Le principe de l’instinct de survie est simple : « il y a le feu, je fuis ». Visiblement, cela fonctionne aussi pour l’eau. Antoine Pelissolo, professeur de psychiatrie à Paris VI, affirme que la décision instinctive se fait en deux temps: « d’abord, le premier réflexe se dirige vers soi-même. C’est seulement dans un deuxième temps que l’individu pense aux autres. » L’impulsion de survie n’est donc pas totalement égoïste. « Il y a beaucoup d’espèces qui mettent leur instinct au service du groupe, précise-t-il. Certains oiseaux préviennent par leur cri le reste de leur groupe, au risque de se mettre eux-mêmes en danger ».

Un réflexe qu’il est possible de modifier… légèrement Mais l’homme aussi peut faire preuve d’altruisme et dépasser le premier stade de réflexion, même dans l’urgence. Manrico Giampietroni, l’héroïque commissaire de bord du Concordia, a préféré faire passer la vie des autres avant la sienne. Il a sauvé des dizaines de personnes, au risque de mourir dans la catastrophe. Jean-Claude Seznec explique que « c’est le caractère de chacun qui définit les réactions ». Nous sommes tous différents, donc nos impulsions le sont également.

Autre facteur qui peut modifier nos comportements: l’apprentissage. « Même si les réflexes de survie sont le plus souvent innés, il est possible de les modifier légèrement » assurent de concert les deux spécialistes. C’est pourquoi la formation et l’entraînement sont essentiels. Le psychiatre explique que « les pilotes d’avion ont très régulièrement des stages qui les confrontent à toutes sortes de catastrophes. Cela leur permet d’acquérir des réflexes, qui leur reviendront en mémoire le jour où ils seront dans une situation dangereuse. » Mais tout cela reste purement théorique.

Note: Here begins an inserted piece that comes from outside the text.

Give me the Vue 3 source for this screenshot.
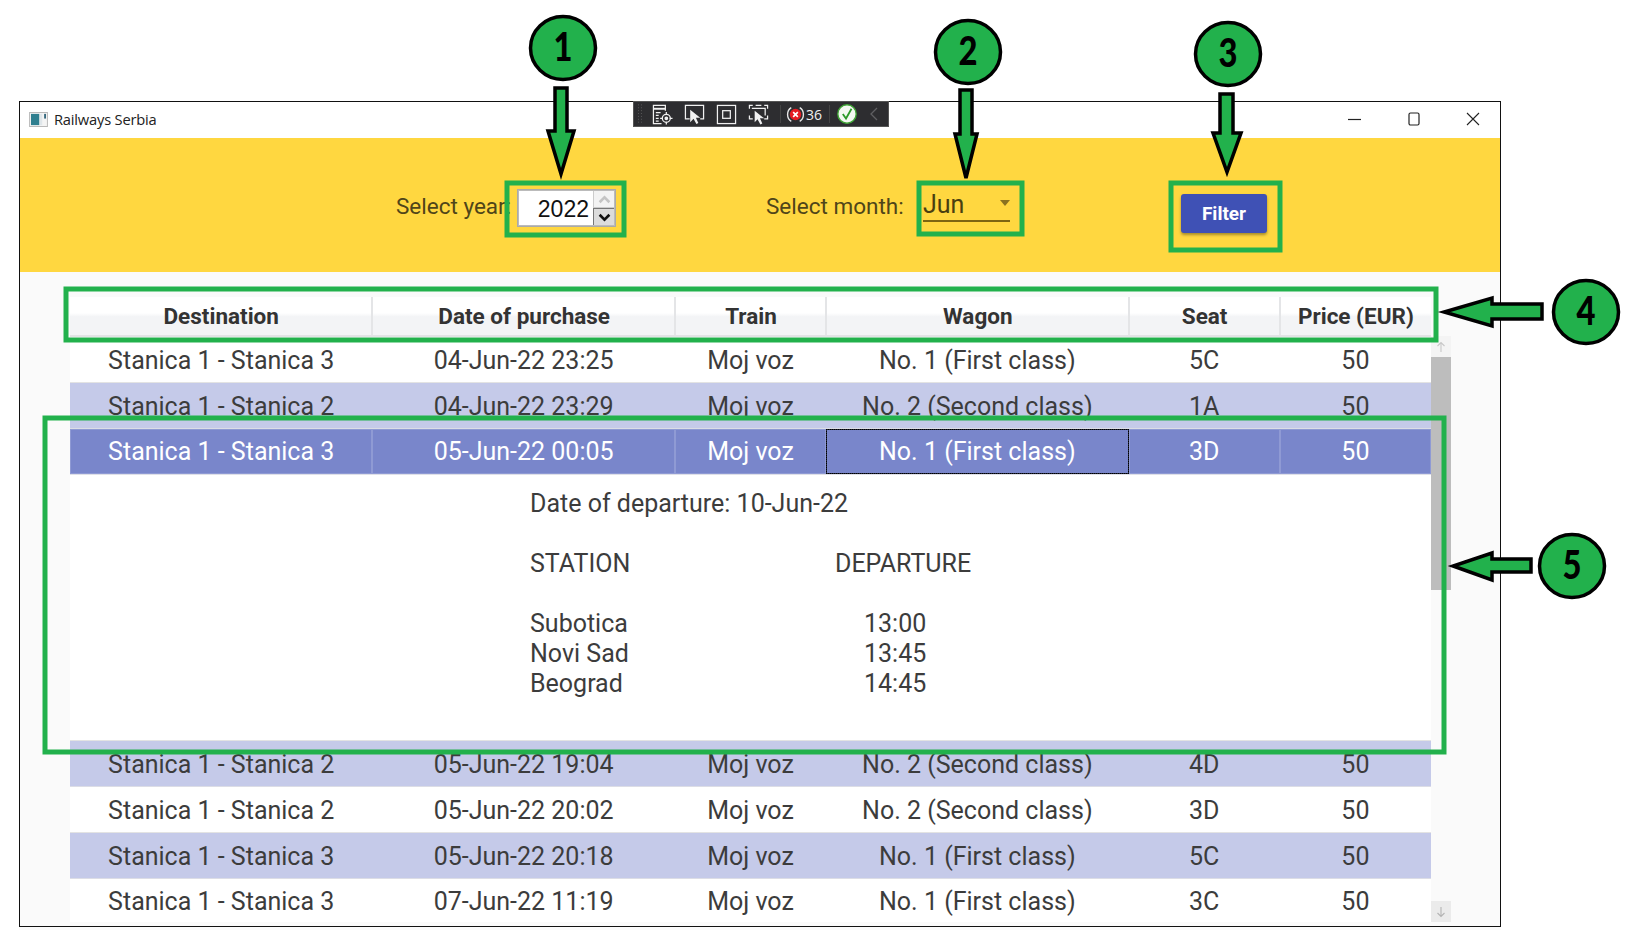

À l’heure où beaucoup s’insurgent donc du comportement du commandant, Jean-Claude Seznec fait le point. « On peut ne pas être d’accord avec la décision qu’il a prise. Mais on ne peut pas vraiment le juger, car nous ne sommes pas à sa place ». Pour le faire, il faudrait que nous ayons tous au moins une fois été confrontés à une situation similaire. Combien d’entre nous auraient alors jugé, tout comme le commandant,qu’il faisait décidément bien « noir dans l’épave »?